A blindfolded man sits in a Pakistani rangers' vehicle after being arrested for inciting unrest in a residential area in Karachi, December 26, 2012.
A blindfolded man sits in a Pakistani rangers' vehicle after being arrested for inciting unrest in a residential area in Karachi, December 26, 2012.
Pakistan's Attorney General said Thursday that the country's security forces are holding as many as 700 people without charge as part of the fight against terrorism. Human rights advocates claim the controversial law is unjustified and open to abuse.

Attorney General Irfan Qadir told the Supreme Court that some 700 people have been taken into custody during security operations.
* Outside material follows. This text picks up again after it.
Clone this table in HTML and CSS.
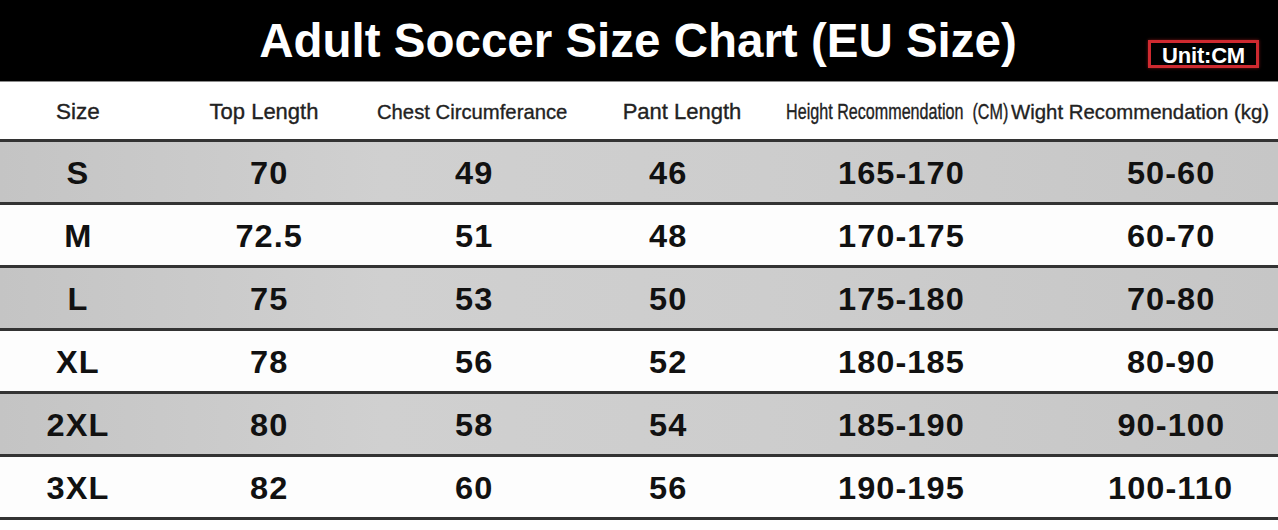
FILE: index.html
```html
<!DOCTYPE html>
<html lang="en">
<head>
<meta charset="utf-8">
<title>Adult Soccer Size Chart (EU Size)</title>
<link rel="stylesheet" href="styles.css">
</head>
<body>
<div class="chart">
  <header class="banner">
    <h1 class="title">Adult Soccer Size Chart (EU Size)</h1>
    <span class="unit">Unit:CM</span>
  </header>
  <div class="head-row">
    <div class="hcell"><span class="h-size">Size</span></div>
    <div class="hcell"><span class="h-top">Top Length</span></div>
    <div class="hcell"><span class="h-chest">Chest Circumferance</span></div>
    <div class="hcell"><span class="h-pant">Pant Length</span></div>
    <div class="hcell"><span class="h-height">Height Recommendation &nbsp;(CM)</span></div>
    <div class="hcell"><span class="h-weight">Wight Recommendation (kg)</span></div>
  </div>
  <div class="row shade">
    <div class="cell"><span>S</span></div><div class="cell"><span>70</span></div><div class="cell"><span>49</span></div><div class="cell"><span>46</span></div><div class="cell"><span>165-170</span></div><div class="cell last"><span>50-60</span></div>
  </div>
  <div class="row">
    <div class="cell"><span>M</span></div><div class="cell"><span>72.5</span></div><div class="cell"><span>51</span></div><div class="cell"><span>48</span></div><div class="cell"><span>170-175</span></div><div class="cell last"><span>60-70</span></div>
  </div>
  <div class="row shade">
    <div class="cell"><span>L</span></div><div class="cell"><span>75</span></div><div class="cell"><span>53</span></div><div class="cell"><span>50</span></div><div class="cell"><span>175-180</span></div><div class="cell last"><span>70-80</span></div>
  </div>
  <div class="row">
    <div class="cell"><span>XL</span></div><div class="cell"><span>78</span></div><div class="cell"><span>56</span></div><div class="cell"><span>52</span></div><div class="cell"><span>180-185</span></div><div class="cell last"><span>80-90</span></div>
  </div>
  <div class="row shade">
    <div class="cell"><span>2XL</span></div><div class="cell"><span>80</span></div><div class="cell"><span>58</span></div><div class="cell"><span>54</span></div><div class="cell"><span>185-190</span></div><div class="cell last"><span>90-100</span></div>
  </div>
  <div class="row">
    <div class="cell"><span>3XL</span></div><div class="cell"><span>82</span></div><div class="cell"><span>60</span></div><div class="cell"><span>56</span></div><div class="cell"><span>190-195</span></div><div class="cell last"><span>100-110</span></div>
  </div>
</div>
</body>
</html>
```
FILE: styles.css
```css
* { box-sizing: border-box; }
html, body {
  margin: 0;
  padding: 0;
  background: #ffffff;
}
body {
  width: 1278px;
  height: 530px;
  overflow: hidden;
  font-family: "Liberation Sans", Arial, sans-serif;
}
.chart {
  display: flex;
  flex-direction: column;
}
.banner {
  position: relative;
  height: 82px;
  background: #000;
  border-bottom: 1px solid #8a8a8a;
  display: flex;
  align-items: center;
  justify-content: center;
}
.title {
  margin: 0;
  color: #fff;
  font-size: 47.5px;
  font-weight: 700;
  line-height: 1;
  padding-right: 2px;
}
.unit {
  position: absolute;
  left: 1148px;
  top: 40px;
  width: 111px;
  height: 28px;
  border: 3px solid #cf2a30;
  box-shadow: 0 0 3px rgba(220, 40, 40, 0.55);
  color: #fff;
  font-weight: 700;
  font-size: 22px;
  line-height: 1;
  display: flex;
  align-items: center;
  justify-content: center;
  padding-top: 3px;
  letter-spacing: -0.2px;
}
.head-row {
  display: grid;
  grid-template-columns: 156px 216px 200px 220px 210px 276px;
  height: 60px;
  border-bottom: 3px solid #333;
  background: #fff;
}
.hcell {
  display: flex;
  align-items: center;
  justify-content: center;
  white-space: nowrap;
  color: #222;
  padding-top: 3px;
}
.hcell span {
  display: inline-block;
  -webkit-text-stroke: 0.35px #222;
}
.h-size { font-size: 22.5px; }
.h-top { font-size: 22px; }
.h-chest { font-size: 20.7px; transform: scaleX(0.98); }
.h-pant { font-size: 22px; }
.h-height { font-size: 21.5px; transform: scaleX(0.75); }
.h-weight { font-size: 21px; transform: scaleX(0.97); }
.row {
  display: grid;
  grid-template-columns: 154px 228px 182px 206px 260px 248px;
  height: 63px;
  border-bottom: 3px solid #333;
  background: #fdfdfd;
}
.row.shade {
  background: linear-gradient(90deg, #c4c4c4 0%, #d0d0d0 30%, #cdcdcd 60%, #c6c6c6 100%);
}
.cell {
  display: flex;
  align-items: center;
  justify-content: center;
  white-space: nowrap;
  font-size: 31px;
  font-weight: 700;
  color: #111;
  padding-left: 2px;
  padding-top: 4px;
}
.cell span {
  display: inline-block;
  letter-spacing: 1px;
  transform: scaleX(1.05);
}
.cell.last {
  padding-left: 34px;
}
```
The detainees are being held without charge in special internment centers.

Qadir told VOA that, in accordance with a law passed in 2011, the internees would only be handed over for formal prosecution once such operations are no longer being conducted.

"These laws are made for [a] war-like situation, and therefore the law provides -- the relevant section of the law provides when they are to be handed over for prosecution for the offenses they have committed, that will be the time when the operations come to an end, when the actions in aid of civil power have been concluded."

Qadir could not say how long the internees have already been held, or why they continued to be held.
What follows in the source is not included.